Book awarded for ‘world first’ plan

06-Oct-2014

Co-editor Professor Stephen Garnett (right) says the hard work has paid off. Pictured with Vice-Chancellor Professor Simon Maddocks

Co-editor Professor Stephen Garnett (right) says the hard work has paid off. Pictured with Vice-Chancellor Professor Simon Maddocks


Two environmental scientists have been recognised for producing the world’s first climate change adaptation plan for Australian birds.

Charles Darwin University researchers Professor Stephen Garnett and Dr Don Franklin were awarded a Certificate of Commendation at this year’s national Whitley Awards.

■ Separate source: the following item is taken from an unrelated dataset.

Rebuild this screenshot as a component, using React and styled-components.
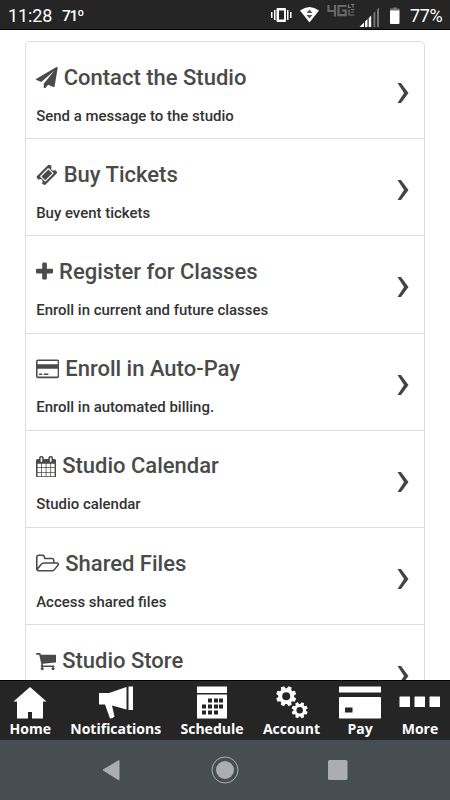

They won the Commendation for Zoological Management and Conservation Resource for their co-edited and co-authored book, “Climate Change Adaptation Plan for Birds”.

Professor Garnett said he was honoured to have received such an esteemed award in the scientific field of Australasian fauna.

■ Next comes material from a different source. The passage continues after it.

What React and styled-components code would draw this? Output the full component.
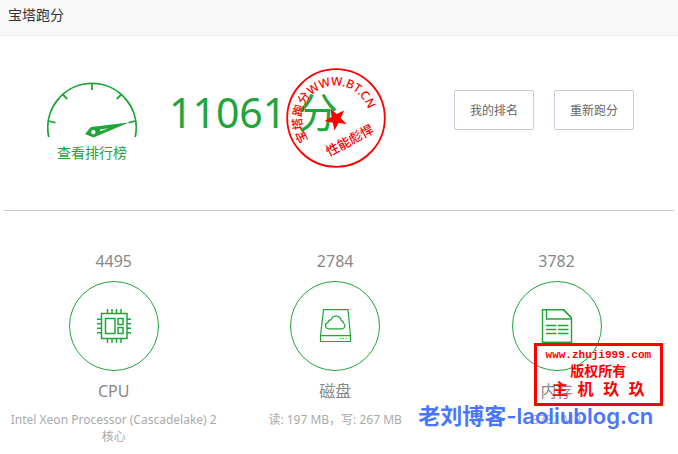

“It is a pleasure to win this,” Professor Garnett said. “The hard work has been acknowledged.

“There has never before been an attempt to assess the impact of climate change on an entire faunal group as well as suggest potential adaptation measures.”

The book, published by CSIRO, describes the state of knowledge about climate change and Australian birds, detailing costed plans of action for those most vulnerable.

The research draws on some 16 million records on 1200 bird species and subspecies, the largest collection of Australian bird records ever assembled.

“I hope this award draws people’s attention to the work we have done and the requirements we all have as a society to prepare for what is coming with climate change,” Professor Garnett said.

He said types of action included expanding coastal sanctuaries further inland and increasing monitoring of birds for early warnings of climate change impacts.

“This is part of an ongoing conversation with policy makers on what could be done to prepare ourselves for when the climate change impacts really start to bite,” he said.

“Some actions need to be taken very soon while others can be postponed for a while.”

The Whitley Awards are presented by the Royal Zoological Society of New South Wales for outstanding publications about fauna in the Australasian region.